We certainly agree and as a testament to the Company’s capabilities, the net revenue retention rates remain over 100%, as it also includes sales of additional applications, users and sites to existing customers.

Cash Flows: Steady as She Goes

We have talked a lot about how the SaaS business model results in a high degree of recurring revenue and consistent cash flows. In ‘Image 6’ we show how each company backs up those claims. Simply put, all three SaaS peers generate significant cash flows and have a great track record of increasing free cash flow per share. The only real ‘miss’ was the FY2016 result for KXS.TO.

With such strong cash flow generation, peers are able to fund a large portion of their acquisition activity with internally generated cash flow, and are able to avoid taking on excessive debt to finance growth.

As we show in ‘Image 7’, peers boast clean balance sheets and have managed to keep debt low (and have avoided using their outstanding shares as an ATM to fund growth).

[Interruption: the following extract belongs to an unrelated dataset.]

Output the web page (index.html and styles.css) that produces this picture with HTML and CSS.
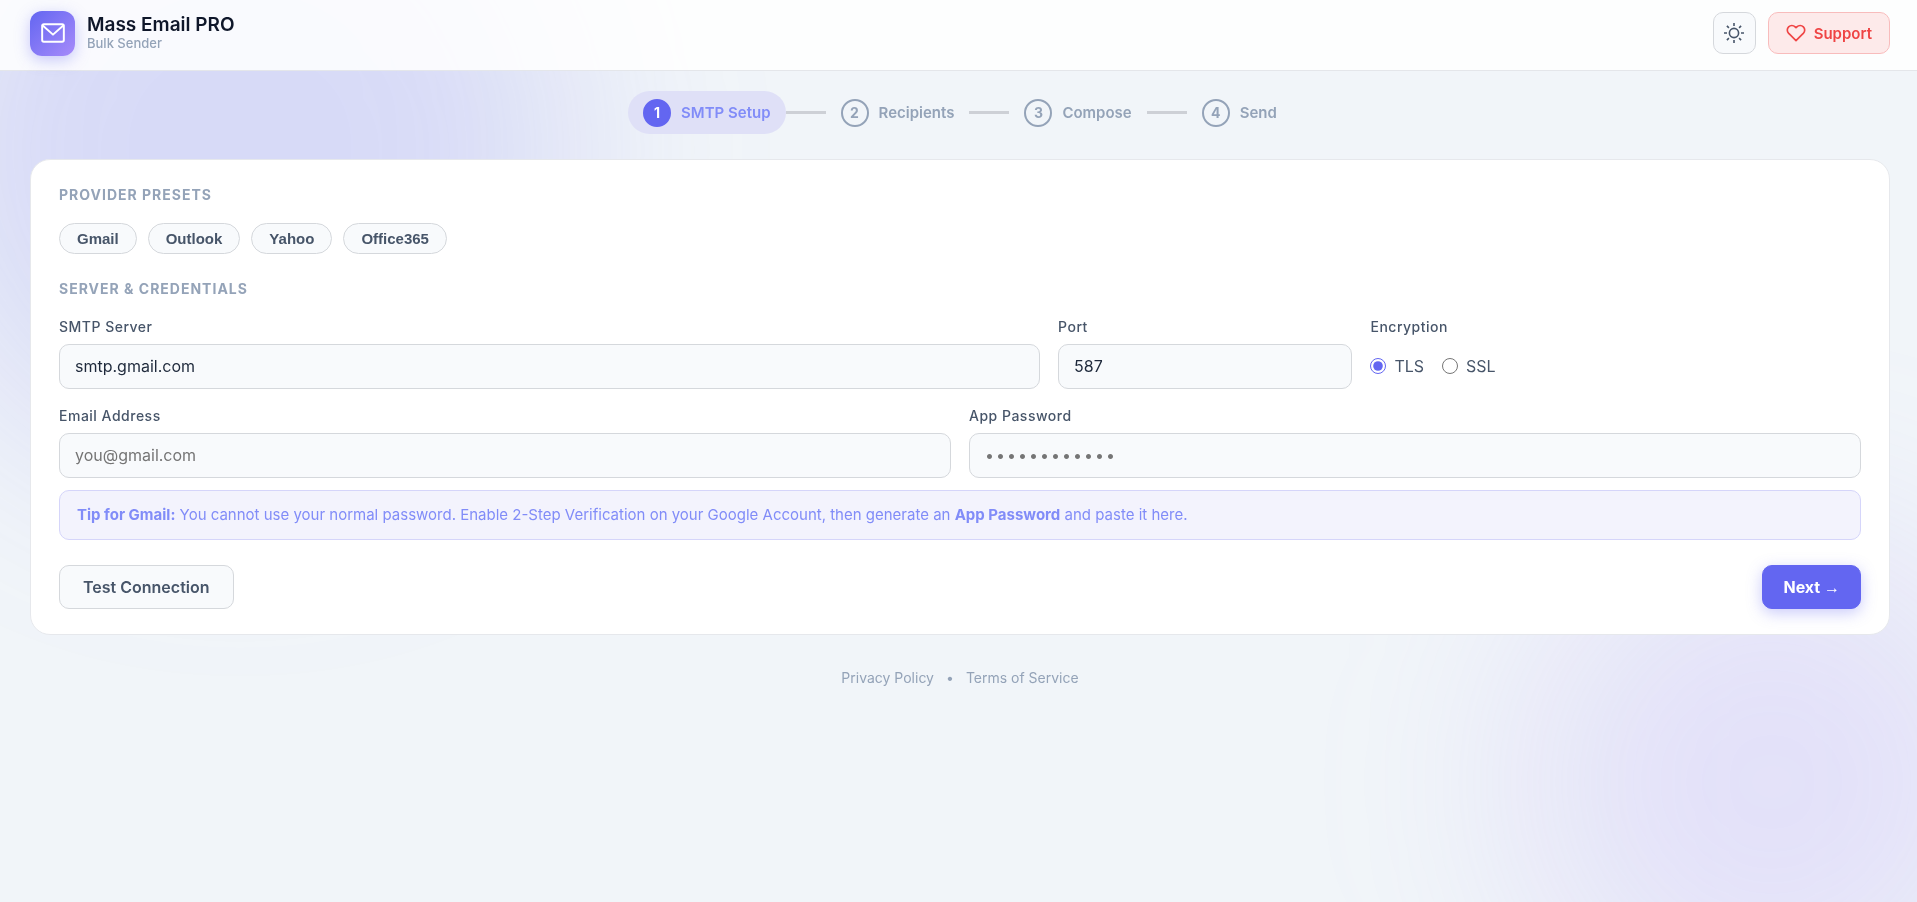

CSU.TO does however show a 57% debt-to-equity (D/E) leverage ratio. In 2013, CSU.TO drew on a credit facility to help finance the large TSS acquisition, driving up bank indebtedness. In 2014, the Company issued debentures to pay down the TSS Acquisition Facility. In 2015, CSU.TO issued an additional tranche of debentures to pay down its credit facility. While the D/E ratio is high relative to peers, the D/E ratio is fine in the context of a going concern entity. The Company prudently managed proceeds from the debt issues/credit facilities, and we have no worry that CSU.TO will not be able to pay down this debt with its large cash flow profile, should it choose to do so.

All peers have attractive credit facilities available to them, in some cases with no principal drawn upon the facility, which positions them well for future growth. In addition, peers benefit from a negative net debt position (more cash than debt). For example, KXS.TO has a $150 million cash position, which represents 80% of the last quarter’s assets. Both the CSU.TO and DSG.TO cash position represent 15% - 20% of the balance sheet.

Premium Valuation: These Companies are No Secret

So far, we have talked about how great these companies are. So how did we determine the order for our ‘Top Picks’. Mostly, this came down to a stock performance and a valuation decision.

It’s hard to fly under the radar when you aggressively grow sales and cash flows, have a high degree of recurring revenue, and maintain a clean balance sheet. Investors certainly seem to like these stocks and as per ‘Image 8’, all are up handsomely over the last two years, especially in the context of the S&P/TSX.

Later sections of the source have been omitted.